> **What is asked**
Copy out each line that mentions the word "styles".

---- Dataset extract

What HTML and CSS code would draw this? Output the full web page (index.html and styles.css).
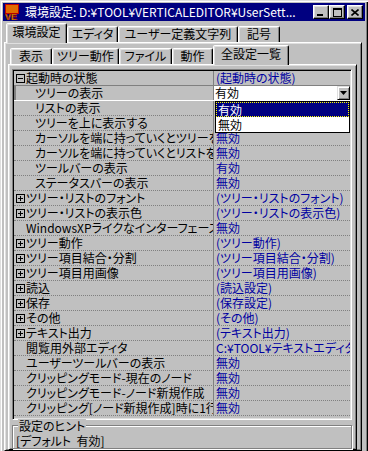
FILE: index.html
```html
<!DOCTYPE html>
<html lang="ja">
<head>
    <meta charset="UTF-8" />
    <title>環境設定</title>
    <link rel="stylesheet" href="styles.css">
</head>
<body>
<div class="window">
    <div class="titlebar">
        <svg class="app-icon" viewBox="0 0 16 16" width="16" height="16">
            <rect x="1" y="0" width="14" height="10" fill="#c00000"/>
            <path d="M3 1v8M5 1v8M7 1v8M9 1v8M11 1v8M13 1v8" stroke="#ffd800" stroke-width="1"/>
            <text x="1" y="15.5" font-family="Liberation Sans" font-size="9" font-weight="bold" fill="#ffd800" stroke="#900000" stroke-width="0.6">VE</text>
        </svg>
        <span class="title">環境設定: D:¥TOOL¥VERTICALEDITOR¥UserSett...</span>
        <div class="caption-buttons">
            <span class="cbtn min"><svg width="6" height="2"><rect width="6" height="2"/></svg></span>
            <span class="cbtn max"><svg width="9" height="9"><path d="M0 0h9v9H0z M1 2h7v6H1z" fill-rule="evenodd"/></svg></span>
            <span class="cbtn close"><svg width="8" height="7"><path d="M0.5 0.5l7 6M7.5 0.5l-7 6" stroke="#000" stroke-width="1.6"/></svg></span>
        </div>
    </div>

    <div class="tabs outer-tabs">
        <span class="tab active w-env">環境設定</span>
        <span class="tab w-edit">エディタ</span>
        <span class="tab w-user">ユーザー定義文字列</span>
        <span class="tab w-sym">記号</span>
    </div>

    <div class="panel outer-panel">
        <div class="tabs inner-tabs">
            <span class="tab w-view">表示</span>
            <span class="tab w-tree">ツリー動作</span>
            <span class="tab w-file">ファイル</span>
            <span class="tab w-act">動作</span>
            <span class="tab active w-all">全設定一覧</span>
        </div>

        <div class="panel inner-panel">
            <div class="grid">
                <div class="row"><span class="name group"><i class="toggle minus"></i>起動時の状態</span><span class="value">(起動時の状態)</span></div>
                <div class="row editing">
                    <span class="name child">ツリーの表示</span>
                    <span class="value combo">
                        <span class="combo-text">有効</span>
                        <span class="combo-btn"><svg width="7" height="4"><path d="M0 0h7l-3.5 4z"/></svg></span>
                        <span class="dropdown">
                            <span class="item selected">有効</span>
                            <span class="item">無効</span>
                        </span>
                    </span>
                </div>
                <div class="row"><span class="name child">リストの表示</span><span class="value">有効</span></div>
                <div class="row"><span class="name child">ツリーを上に表示する</span><span class="value">有効</span></div>
                <div class="row"><span class="name child">カーソルを端に持っていくとツリーを表示</span><span class="value">無効</span></div>
                <div class="row"><span class="name child">カーソルを端に持っていくとリストを表示</span><span class="value">無効</span></div>
                <div class="row"><span class="name child">ツールバーの表示</span><span class="value">有効</span></div>
                <div class="row"><span class="name child">ステータスバーの表示</span><span class="value">無効</span></div>
                <div class="row"><span class="name group"><i class="toggle"></i>ツリー・リストのフォント</span><span class="value">(ツリー・リストのフォント)</span></div>
                <div class="row"><span class="name group"><i class="toggle"></i>ツリー・リストの表示色</span><span class="value">(ツリー・リストの表示色)</span></div>
                <div class="row"><span class="name leaf">WindowsXPライクなインターフェースを使用</span><span class="value">無効</span></div>
                <div class="row"><span class="name group"><i class="toggle"></i>ツリー動作</span><span class="value">(ツリー動作)</span></div>
                <div class="row"><span class="name group"><i class="toggle"></i>ツリー項目結合・分割</span><span class="value">(ツリー項目結合・分割)</span></div>
                <div class="row"><span class="name group"><i class="toggle"></i>ツリー項目用画像</span><span class="value">(ツリー項目用画像)</span></div>
                <div class="row"><span class="name group"><i class="toggle"></i>読込</span><span class="value">(読込設定)</span></div>
                <div class="row"><span class="name group"><i class="toggle"></i>保存</span><span class="value">(保存設定)</span></div>
                <div class="row"><span class="name group"><i class="toggle"></i>その他</span><span class="value">(その他)</span></div>
                <div class="row"><span class="name group"><i class="toggle"></i>テキスト出力</span><span class="value">(テキスト出力)</span></div>
                <div class="row"><span class="name leaf">閲覧用外部エディタ</span><span class="value">C:¥TOOL¥テキストエディタ¥TextEditor.exe</span></div>
                <div class="row"><span class="name leaf">ユーザーツールバーの表示</span><span class="value">無効</span></div>
                <div class="row"><span class="name leaf">クリッピングモード-現在のノード</span><span class="value">無効</span></div>
                <div class="row"><span class="name leaf">クリッピングモード-ノード新規作成</span><span class="value">無効</span></div>
                <div class="row"><span class="name leaf">クリッピング[ノード新規作成]時に1行目をノード名にする</span><span class="value">無効</span></div>
            </div>

            <div class="hint">
                <span class="hint-label">設定のヒント</span>
                <div class="hint-text">[デフォルト&nbsp; 有効]</div>
            </div>
        </div>
    </div>
</div>
</body>
</html>
```

FILE: styles.css
```css
* {
    box-sizing: border-box;
}

body {
    margin: 0;
    background: #c0c0c0;
    font-family: "Noto Sans CJK JP", "Liberation Sans", sans-serif;
    font-size: 12px;
    line-height: 14px;
    font-feature-settings: "palt";
    color: #000;
}

.window {
    width: 368px;
    height: 451px;
    overflow: hidden;
    padding: 3px 3px 0 3px;
    display: flex;
    flex-direction: column;
    background: #c0c0c0;
    box-shadow: inset 1px 1px #dfdfdf, inset 2px 2px #fff, inset -1px 0 #000, inset -2px 0 #808080;
}

/* title bar */
.titlebar {
    height: 18px;
    flex: none;
    background: #000080;
    display: flex;
    align-items: center;
    padding-left: 1px;
}

.app-icon {
    flex: none;
    margin-right: 5px;
}

.title {
    flex: 1;
    color: #fff;
    white-space: nowrap;
    overflow-x: clip;
}

.caption-buttons {
    display: flex;
    margin-right: 2px;
}

.cbtn {
    width: 16px;
    height: 14px;
    background: #c0c0c0;
    border: 1px solid;
    border-color: #fff #000 #000 #fff;
    box-shadow: inset -1px -1px #808080, inset 1px 1px #dfdfdf;
    display: flex;
    align-items: center;
    justify-content: center;
}

.cbtn svg {
    display: block;
}

.cbtn.min {
    align-items: flex-end;
    justify-content: flex-start;
    padding: 0 0 2px 3px;
}

.cbtn.close {
    margin-left: 2px;
}

/* tabs */
.tabs {
    display: flex;
    align-items: flex-end;
    flex: none;
}

.outer-tabs {
    height: 21px;
    padding-left: 3px;
}

.inner-tabs {
    height: 20px;
    padding-left: 2px;
}

.tab {
    height: 16px;
    background: #c0c0c0;
    border: 1px solid;
    border-bottom: 0;
    border-color: #fff #000 transparent #fff;
    border-radius: 2px 2px 0 0;
    box-shadow: inset -1px 0 #808080, inset 1px 1px #dfdfdf;
    text-align: center;
    white-space: nowrap;
}

.tab.active {
    height: 20px;
    margin-bottom: -1px;
    padding-top: 1px;
    position: relative;
    z-index: 1;
}

.w-env { width: 61px; }
.w-edit { width: 51px; }
.w-user { width: 120px; }
.w-sym { width: 42px; }

.w-view { width: 42px; }
.w-tree { width: 67px; }
.w-file { width: 53px; }
.w-act { width: 41px; }
.w-all { width: 76px; }

/* panels */
.panel {
    border: 1px solid;
    border-color: #fff #000 #000 #fff;
    box-shadow: inset 1px 1px #dfdfdf, inset -1px -1px #808080;
    display: flex;
    flex-direction: column;
    flex: 1;
    min-height: 0;
}

.outer-panel {
    margin: 0 3px 0 1px;
    padding: 1px 4px 0 3px;
}

.inner-panel {
    padding: 4px 4px 0 3px;
}

/* settings grid */
.grid {
    flex: none;
    border: 1px solid;
    border-color: #808080 #fff #fff #808080;
    box-shadow: inset 1px 1px #000, inset -1px -1px #dfdfdf;
    padding: 1px 1px 3px 1px;
}

.row {
    display: flex;
    height: 15px;
    border-bottom: 1px dotted #808080;
}

.name {
    width: 200px;
    flex: none;
    display: flex;
    align-items: center;
    border-right: 1px solid #808080;
    white-space: nowrap;
    overflow-x: clip;
}

.name.group {
    padding-left: 2px;
}

.name.leaf {
    padding-left: 12px;
}

.name.child {
    padding-left: 21px;
}

.toggle {
    width: 9px;
    height: 9px;
    flex: none;
    margin-right: 1px;
    border: 1px solid #000;
    background:
        linear-gradient(#000, #000) center / 5px 1px no-repeat,
        linear-gradient(#000, #000) center / 1px 5px no-repeat;
}

.toggle.minus {
    background: linear-gradient(#000, #000) center / 5px 1px no-repeat;
}

.value {
    flex: 1;
    min-width: 0;
    padding-left: 2px;
    color: #0000a0;
    white-space: nowrap;
    overflow-x: clip;
}

/* row being edited */
.row.editing {
    height: 16px;
    margin-top: -1px;
    border-top: 1px solid #808080;
    border-bottom: 1px solid #fff;
}

.editing .name {
    box-shadow: inset 2px 0 #808080;
}

.combo {
    display: flex;
    padding-left: 1px;
    background: #fff;
    color: #000;
    overflow: visible;
    position: relative;
}

.combo-text {
    flex: 1;
}

.combo-btn {
    width: 13px;
    height: 14px;
    flex: none;
    background: #c0c0c0;
    border: 1px solid;
    border-color: #dfdfdf #000 #000 #dfdfdf;
    box-shadow: inset 1px 1px #fff, inset -1px -1px #808080;
    display: flex;
    align-items: center;
    justify-content: center;
}

.combo-btn svg {
    display: block;
}

.dropdown {
    position: absolute;
    top: 15px;
    left: 1px;
    right: 0;
    height: 32px;
    background: #fff;
    border: 1px solid #000;
    z-index: 5;
}

.dropdown .item {
    display: block;
    height: 15px;
    line-height: 13px;
    border: 1px solid transparent;
    padding-left: 1px;
}

.dropdown .item.selected {
    background: #000080;
    color: #fff;
    border: 1px dotted #ffff00;
}

/* hint box */
.hint {
    flex: 1;
    margin-top: 5px;
    border: 1px solid #808080;
    box-shadow: inset 1px 1px #fff, 1px 1px #fff;
}

.hint-label {
    display: inline-block;
    margin: -7px 0 0 5px;
    padding: 0 1px;
    background: #c0c0c0;
    vertical-align: top;
}

.hint-text {
    margin-top: -6px;
    padding-left: 3px;
}
```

--------

> **Answer to the problem**
What HTML and CSS code would draw this? Output the full web page (index.html and styles.css).
    <link rel="stylesheet" href="styles.css">
FILE: styles.css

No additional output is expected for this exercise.